Task to complete => Make an exact copy of the entries below with the pictures removed.

━━ Exercise data

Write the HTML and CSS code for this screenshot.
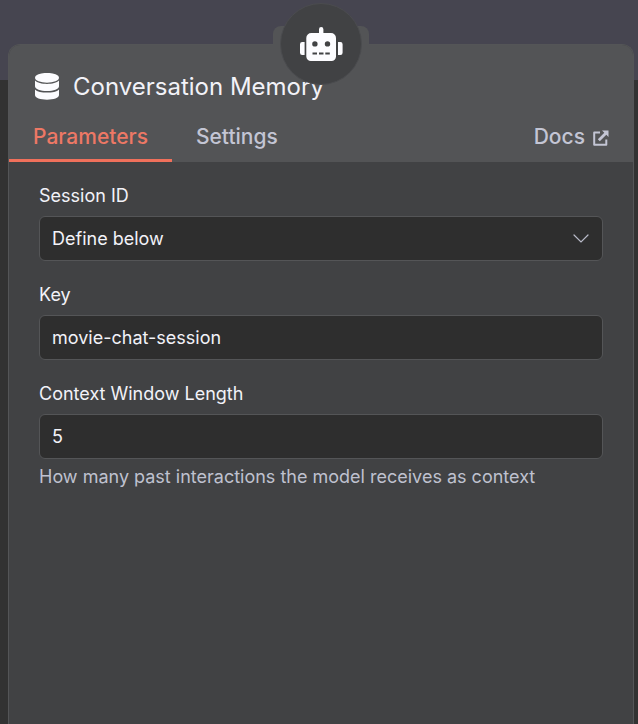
FILE: index.html
```html
<!DOCTYPE html>
<html lang="en">
<head>
<meta charset="utf-8">
<meta name="viewport" content="width=device-width, initial-scale=1">
<title>Conversation Memory</title>
<link rel="stylesheet" href="styles.css">
</head>
<body>
<main class="panel">
  <div class="notch">
    <button class="parent-node" type="button" aria-label="Open parent node">
      <svg viewBox="0 0 44 36" width="44" height="36" aria-hidden="true">
        <path fill="#fcfcff" fill-rule="evenodd" d="M20 3.200a2.200 2.200 0 0 1 4.400 0V7H32a5 5 0 0 1 5 5v18.500a4.500 4.500 0 0 1-4.500 4.500h-20.500A4.500 4.500 0 0 1 7.300 30.500V12a5 5 0 0 1 5-5H20zM15.900 15.200a2.700 2.700 0 1 0 0 5.400a2.700 2.700 0 0 0 0-5.400zM28.500 15.200a2.700 2.700 0 1 0 0 5.400a2.700 2.700 0 0 0 0-5.400zM13.500 26.500v2H18v-2zM20 26.500v2h4.500v-2zM26.300 26.500v2h4.500v-2zM5.600 16v13H3.200A2.200 2.200 0 0 1 1 26.800v-8.600A2.200 2.200 0 0 1 3.200 16zM39 16h2.400a2.200 2.200 0 0 1 2.200 2.200v8.600a2.200 2.200 0 0 1-2.200 2.200H39z"/>
      </svg>
    </button>
  </div>
  <header class="header">
    <div class="title-row">
      <svg class="title-icon" viewBox="0 0 24 28" width="24" height="28" aria-hidden="true">
        <g fill="#fcfcff">
          <ellipse cx="12" cy="4.800" rx="12" ry="4.900"/>
          <path d="M0 7.600C2 9.900 7 11 12 11S22 9.900 24 7.600V13.200c0 2.800-5.400 4.800-12 4.800S0 16 0 13.200z"/>
          <path d="M0 16.400C2 18.600 7 19.600 12 19.600s10-1 12-3.200v5.600c0 2.800-5.400 4.700-12 4.700S0 24.800 0 22z"/>
        </g>
      </svg>
      <h1 class="title">Conversation Memory</h1>
    </div>
    <nav class="tabs">
      <button class="tab tab-active" type="button">Parameters</button>
      <button class="tab" type="button">Settings</button>
      <a class="tab docs" href="#docs">Docs
        <svg class="docs-icon" viewBox="0 0 16 16" width="16" height="16" aria-hidden="true">
          <path d="M7 2.500H1.200v12.300h12.100V9.500" fill="none" stroke="currentColor" stroke-width="2" stroke-linejoin="round"/>
          <path d="M9 .5h6.500V7l-2.200-2.200-6.500 6.500-2-2 6.500-6.500z" fill="currentColor"/>
        </svg>
      </a>
    </nav>
  </header>
  <form class="fields">
    <div class="field">
      <label for="session">Session ID</label>
      <div class="select-wrap">
        <select class="control" id="session"><option>Define below</option></select>
        <svg class="chevron" viewBox="0 0 16 10" width="16" height="10" aria-hidden="true">
          <path d="M1 1l7 7 7-7" fill="none" stroke="#b9bbc9" stroke-width="1.200" stroke-linecap="round"/>
        </svg>
      </div>
    </div>
    <div class="field">
      <label for="key">Key</label>
      <input class="control" id="key" type="text" value="movie-chat-session">
    </div>
    <div class="field">
      <label for="length">Context Window Length</label>
      <input class="control" id="length" type="text" inputmode="numeric" value="5" aria-describedby="length-hint">
      <p class="hint" id="length-hint">How many past interactions the model receives as context</p>
    </div>
  </form>
</main>
</body>
</html>
```
FILE: styles.css
```css
* {
  box-sizing: border-box;
}

body {
  margin: 0;
  min-height: 100vh;
  display: flex;
  padding: 44px 4px 0 8px;
  background: linear-gradient(#464550 0 80px, #323232 80px);
  color: #f2f2f8;
  font: 18px/24px Inter, "Liberation Sans", sans-serif;
}

.panel {
  position: relative;
  flex: 1;
  min-width: 0;
  border: 1px solid #545557;
  border-bottom: 0;
  border-radius: 12px 12px 0 0;
  background: #414244;
}

/* Raised tab behind the parent node button */
.notch {
  position: absolute;
  top: -19px;
  left: 50%;
  width: 96px;
  height: 36px;
  display: flex;
  align-items: center;
  justify-content: center;
  transform: translateX(-50%);
  border-radius: 8px 8px 0 0;
  background: #535456;
}

.parent-node {
  flex: none;
  width: 82px;
  height: 82px;
  display: grid;
  place-items: center;
  padding: 0;
  border: 1px solid #4b4c4f;
  border-radius: 50%;
  background: #414244;
}

.header {
  padding-top: 24px;
  border-radius: 11px 11px 0 0;
  background: #535456;
}

.title-row {
  display: flex;
  align-items: center;
  gap: 14px;
  padding: 0 26px;
}

.title {
  margin: 0;
  font-size: 24px;
  line-height: 36px;
  font-weight: 400;
}

.tabs {
  display: flex;
  margin-top: 12px;
}

.tab {
  height: 45px;
  padding: 0 24px 2px;
  border: 0;
  border-bottom: 3px solid transparent;
  background: none;
  color: #c3c5d4;
  font: 500 21px/36px Inter, "Liberation Sans", sans-serif;
  text-decoration: none;
}

.tab-active {
  border-color: #f0705b;
  color: #ed7865;
}

.docs {
  display: flex;
  align-items: center;
  gap: 8px;
  margin-left: auto;
}

.docs-icon {
  margin-top: 2px;
}

.fields {
  display: grid;
  gap: 22px;
  padding: 22px 30px;
}

.field {
  display: grid;
}

.field label {
  margin-bottom: 8px;
}

.control {
  width: 100%;
  height: 45px;
  padding: 0 12px;
  border: 1px solid #545557;
  border-radius: 6px;
  appearance: none;
  background: #2e2e2e;
  color: #f2f2f8;
  font: inherit;
}

.select-wrap {
  display: grid;
  align-items: center;
}

.select-wrap > * {
  grid-area: 1 / 1;
}

.chevron {
  justify-self: end;
  margin-right: 14px;
  pointer-events: none;
}

.hint {
  margin: 6px 0 0;
  color: #bfc1cf;
}
```
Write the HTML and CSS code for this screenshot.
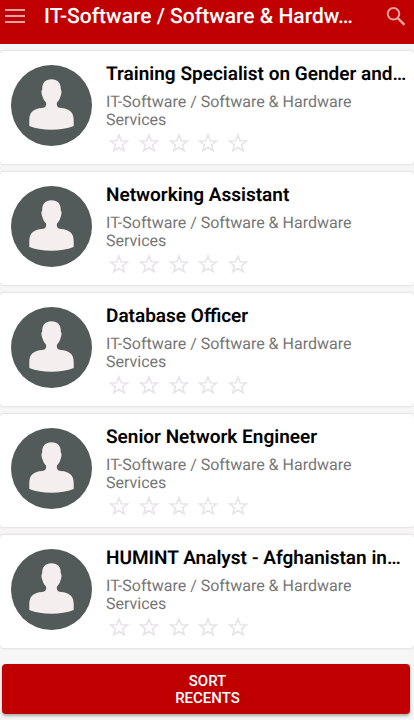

━━━━

Solution for this exercise =>
Write the HTML and CSS code for this screenshot.
FILE: index.html
```html
<!DOCTYPE html>
<html lang="en">
<head>
<meta charset="utf-8">
<meta name="viewport" content="width=device-width, initial-scale=1">
<title>Conversation Memory</title>
<link rel="stylesheet" href="styles.css">
</head>
<body>
<main class="panel">
  <div class="notch">
    <button class="parent-node" type="button" aria-label="Open parent node">
      <svg viewBox="0 0 44 36" width="44" height="36" aria-hidden="true">
        <path fill="#fcfcff" fill-rule="evenodd" d="M20 3.200a2.200 2.200 0 0 1 4.400 0V7H32a5 5 0 0 1 5 5v18.500a4.500 4.500 0 0 1-4.500 4.500h-20.500A4.500 4.500 0 0 1 7.300 30.500V12a5 5 0 0 1 5-5H20zM15.900 15.200a2.700 2.700 0 1 0 0 5.400a2.700 2.700 0 0 0 0-5.400zM28.500 15.200a2.700 2.700 0 1 0 0 5.400a2.700 2.700 0 0 0 0-5.400zM13.500 26.500v2H18v-2zM20 26.500v2h4.500v-2zM26.300 26.500v2h4.500v-2zM5.600 16v13H3.200A2.200 2.200 0 0 1 1 26.800v-8.600A2.200 2.200 0 0 1 3.200 16zM39 16h2.400a2.200 2.200 0 0 1 2.200 2.200v8.600a2.200 2.200 0 0 1-2.200 2.200H39z"/>
      </svg>
    </button>
  </div>
  <header class="header">
    <div class="title-row">
      <svg class="title-icon" viewBox="0 0 24 28" width="24" height="28" aria-hidden="true">
        <g fill="#fcfcff">
          <ellipse cx="12" cy="4.800" rx="12" ry="4.900"/>
          <path d="M0 7.600C2 9.900 7 11 12 11S22 9.900 24 7.600V13.200c0 2.800-5.400 4.800-12 4.800S0 16 0 13.200z"/>
          <path d="M0 16.400C2 18.600 7 19.600 12 19.600s10-1 12-3.200v5.600c0 2.800-5.400 4.700-12 4.700S0 24.800 0 22z"/>
        </g>
      </svg>
      <h1 class="title">Conversation Memory</h1>
    </div>
    <nav class="tabs">
      <button class="tab tab-active" type="button">Parameters</button>
      <button class="tab" type="button">Settings</button>
      <a class="tab docs" href="#docs">Docs
        <svg class="docs-icon" viewBox="0 0 16 16" width="16" height="16" aria-hidden="true">
          <path d="M7 2.500H1.200v12.300h12.100V9.500" fill="none" stroke="currentColor" stroke-width="2" stroke-linejoin="round"/>
          <path d="M9 .5h6.500V7l-2.200-2.200-6.500 6.500-2-2 6.500-6.500z" fill="currentColor"/>
        </svg>
      </a>
    </nav>
  </header>
  <form class="fields">
    <div class="field">
      <label for="session">Session ID</label>
      <div class="select-wrap">
        <select class="control" id="session"><option>Define below</option></select>
        <svg class="chevron" viewBox="0 0 16 10" width="16" height="10" aria-hidden="true">
          <path d="M1 1l7 7 7-7" fill="none" stroke="#b9bbc9" stroke-width="1.200" stroke-linecap="round"/>
        </svg>
      </div>
    </div>
    <div class="field">
      <label for="key">Key</label>
      <input class="control" id="key" type="text" value="movie-chat-session">
    </div>
    <div class="field">
      <label for="length">Context Window Length</label>
      <input class="control" id="length" type="text" inputmode="numeric" value="5" aria-describedby="length-hint">
      <p class="hint" id="length-hint">How many past interactions the model receives as context</p>
    </div>
  </form>
</main>
</body>
</html>
```
FILE: styles.css
```css
* {
  box-sizing: border-box;
}

body {
  margin: 0;
  min-height: 100vh;
  display: flex;
  padding: 44px 4px 0 8px;
  background: linear-gradient(#464550 0 80px, #323232 80px);
  color: #f2f2f8;
  font: 18px/24px Inter, "Liberation Sans", sans-serif;
}

.panel {
  position: relative;
  flex: 1;
  min-width: 0;
  border: 1px solid #545557;
  border-bottom: 0;
  border-radius: 12px 12px 0 0;
  background: #414244;
}

/* Raised tab behind the parent node button */
.notch {
  position: absolute;
  top: -19px;
  left: 50%;
  width: 96px;
  height: 36px;
  display: flex;
  align-items: center;
  justify-content: center;
  transform: translateX(-50%);
  border-radius: 8px 8px 0 0;
  background: #535456;
}

.parent-node {
  flex: none;
  width: 82px;
  height: 82px;
  display: grid;
  place-items: center;
  padding: 0;
  border: 1px solid #4b4c4f;
  border-radius: 50%;
  background: #414244;
}

.header {
  padding-top: 24px;
  border-radius: 11px 11px 0 0;
  background: #535456;
}

.title-row {
  display: flex;
  align-items: center;
  gap: 14px;
  padding: 0 26px;
}

.title {
  margin: 0;
  font-size: 24px;
  line-height: 36px;
  font-weight: 400;
}

.tabs {
  display: flex;
  margin-top: 12px;
}

.tab {
  height: 45px;
  padding: 0 24px 2px;
  border: 0;
  border-bottom: 3px solid transparent;
  background: none;
  color: #c3c5d4;
  font: 500 21px/36px Inter, "Liberation Sans", sans-serif;
  text-decoration: none;
}

.tab-active {
  border-color: #f0705b;
  color: #ed7865;
}

.docs {
  display: flex;
  align-items: center;
  gap: 8px;
  margin-left: auto;
}

.docs-icon {
  margin-top: 2px;
}

.fields {
  display: grid;
  gap: 22px;
  padding: 22px 30px;
}

.field {
  display: grid;
}

.field label {
  margin-bottom: 8px;
}

.control {
  width: 100%;
  height: 45px;
  padding: 0 12px;
  border: 1px solid #545557;
  border-radius: 6px;
  appearance: none;
  background: #2e2e2e;
  color: #f2f2f8;
  font: inherit;
}

.select-wrap {
  display: grid;
  align-items: center;
}

.select-wrap > * {
  grid-area: 1 / 1;
}

.chevron {
  justify-self: end;
  margin-right: 14px;
  pointer-events: none;
}

.hint {
  margin: 6px 0 0;
  color: #bfc1cf;
}
```
Write the HTML and CSS code for this screenshot.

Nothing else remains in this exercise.